The Fund's agreement to indemnify Services, its officers and directors,
and any such controlling person, as aforesaid, is expressly conditioned
under the Fund's being notified of any action brought against Services,
its officers or directors, or any such controlling person, such
notification to be given by letter or by telegram addressed to the Fund
at its principal office in Southfield, Michigan and sent to the Fund by
the person against whom such action is brought, within 10 days after the
summons or other first legal process shall have been properly served.
The failure to so notify the Fund of any such action shall not relieve
the Fund from any liability which the Fund may have to the person against
whom such action is brought by reason of any such untrue, or alleged
untrue, statement or omission or alleged omission, otherwise than on
account of the Fund's indemnity agreement contained in this paragraph 4.1.
The Fund will be entitled to assume the defense of any suit brought to
enforce any such claim, demand or liability, but, in such case, such defense
shall be conducted by counsel of good standing chosen by the Fund and
approved by Services.
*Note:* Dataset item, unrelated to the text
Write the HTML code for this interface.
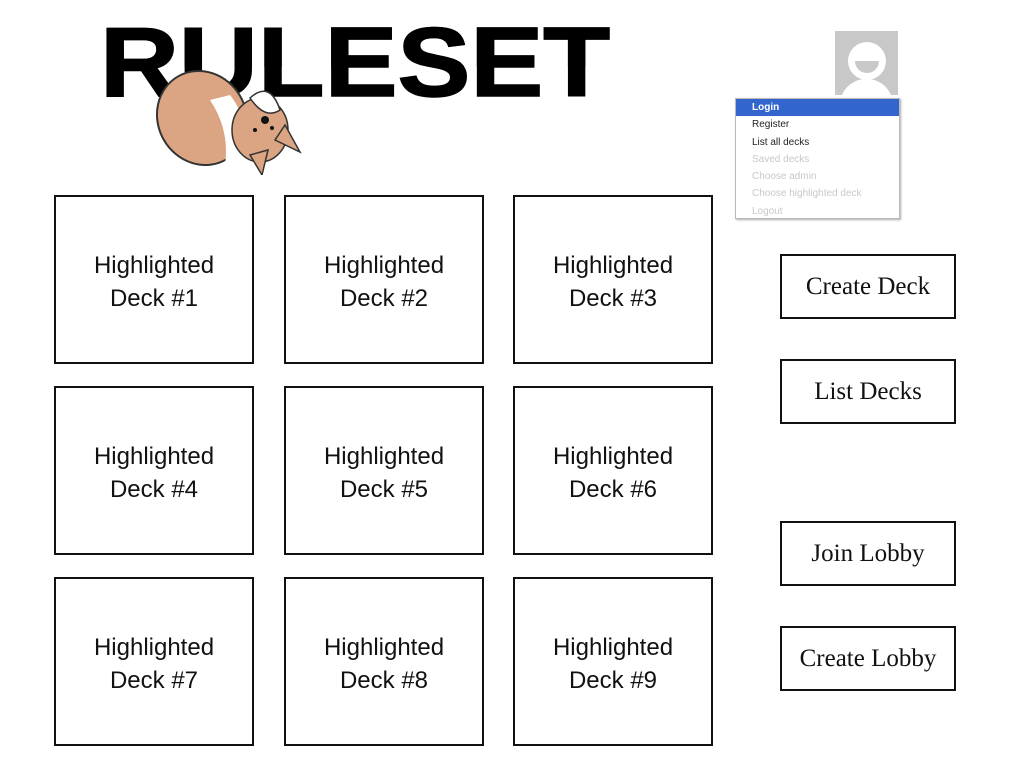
<!DOCTYPE html>
<html><head><style>
body{margin:0;width:1025px;height:770px;background:#fff;position:relative;overflow:hidden;font-family:"Liberation Sans",sans-serif}
.logo{position:absolute;left:100px;top:13px;font-weight:bold;font-size:98px;letter-spacing:0;color:#000;-webkit-text-stroke:1.5px #000;line-height:1;white-space:nowrap;transform:scaleX(1.115);transform-origin:left top}
.card{position:absolute;width:196px;height:161px;padding-top:4px;border:2px solid #111;display:flex;align-items:center;justify-content:center;text-align:center;font-size:24px;line-height:33px;color:#111}
.btn{position:absolute;left:780px;width:172px;height:61px;border:2px solid #111;display:flex;align-items:center;justify-content:center;font-family:"Liberation Serif",serif;font-size:25px;color:#111}
.av{position:absolute;left:835px;top:31px;width:63px;height:64px;background:#c8c8c8;overflow:hidden}
.menu{position:absolute;left:735px;top:98px;width:163px;height:119px;background:#fff;border:1px solid #bbb;box-shadow:1px 1px 2px #aaa;font-size:10px}
.menu div{height:17.3px;line-height:17px;padding-left:16px;color:#222}
.menu .sel{background:#3366cc;color:#fff;font-weight:bold}
.menu .d{color:#c8c8c8}
</style></head><body>
<div class="logo">RULESET</div>
<svg style="position:absolute;left:150px;top:60px" width="160" height="115" viewBox="0 0 160 115">
<ellipse cx="52" cy="58" rx="44" ry="48" transform="rotate(-30 52 58)" fill="#dba583" stroke="#333" stroke-width="2"/>
<path d="M60 40 Q80 70 75 105 L95 100 Q100 60 80 35Z" fill="#fff"/>
<ellipse cx="110" cy="70" rx="28" ry="32" fill="#dba583" stroke="#333" stroke-width="1.5"/>
<path d="M100 38 Q120 20 130 50 Q115 60 100 38Z" fill="#fff" stroke="#333" stroke-width="1.5"/>
<path d="M125 80 L150 92 L135 65Z" fill="#dba583" stroke="#333" stroke-width="1.5"/>
<path d="M100 95 L112 115 L118 90Z" fill="#dba583" stroke="#333" stroke-width="1.5"/>
<circle cx="115" cy="60" r="4" fill="#111"/><circle cx="105" cy="70" r="2" fill="#111"/><circle cx="122" cy="68" r="2" fill="#111"/>
</svg>
<div class="logo" style="clip-path:polygon(0 0,100% 0,100% 55%,0 55%);">RULESET</div>
<div class="av"><div style="position:absolute;left:13px;top:11px;width:38px;height:38px;border-radius:50%;background:#fff"></div><div style="position:absolute;left:20px;top:30px;width:24px;height:12px;border-radius:0 0 12px 12px;background:#c8c8c8"></div><div style="position:absolute;left:5px;top:48px;width:53px;height:40px;border-radius:26px 26px 0 0;background:#fff"></div></div>
<div class="menu"><div class="sel">Login</div><div>Register</div><div>List all decks</div><div class="d">Saved decks</div><div class="d">Choose admin</div><div class="d">Choose highlighted deck</div><div class="d">Logout</div></div>
<div class="card" style="left:54px;top:195px">Highlighted<br>Deck #1</div>
<div class="card" style="left:284px;top:195px">Highlighted<br>Deck #2</div>
<div class="card" style="left:513px;top:195px">Highlighted<br>Deck #3</div>
<div class="card" style="left:54px;top:386px">Highlighted<br>Deck #4</div>
<div class="card" style="left:284px;top:386px">Highlighted<br>Deck #5</div>
<div class="card" style="left:513px;top:386px">Highlighted<br>Deck #6</div>
<div class="card" style="left:54px;top:577px">Highlighted<br>Deck #7</div>
<div class="card" style="left:284px;top:577px">Highlighted<br>Deck #8</div>
<div class="card" style="left:513px;top:577px">Highlighted<br>Deck #9</div>
<div class="btn" style="top:254px">Create Deck</div>
<div class="btn" style="top:359px">List Decks</div>
<div class="btn" style="top:521px">Join Lobby</div>
<div class="btn" style="top:626px">Create Lobby</div>
</body></html>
In the event the Fund elects to assume the defense
of any such suit and retain counsel, the defendant or defendants in such
suit shall bear the fees and expenses of any additional counsel retained by
any of them; but if the Fund does not elect to assume the defense of any
such suit, or in case Services does not approve of counsel chosen by the
Fund, the Fund will reimburse Services, its officers and directors, or the
controlling person or persons named as defendant or defendants in such suit,
for the fees and expenses of any counsel retained by Services or them.
The Fund's indemnification agreement contained in this paragraph 4.1 and
the Fund's representations and warranties in this Agreement shall remain
operative and in full force and effect regardless of any investigation
made by or on behalf of Services, its officers and directors, or any
controlling person, and shall survive the delivery of any of the Fund's
shares. This agreement of indemnity will inure exclusively to Services'
benefit, to the benefit of its several officers and directors, and their
respective estates, and to the benefit of the controlling persons and
their successors.
The Fund agrees promptly to notify Services of the commencement of any
litigation or proceedings against the Fund or any of its officers or
Directors in connection with the issuance and sale of any of the shares.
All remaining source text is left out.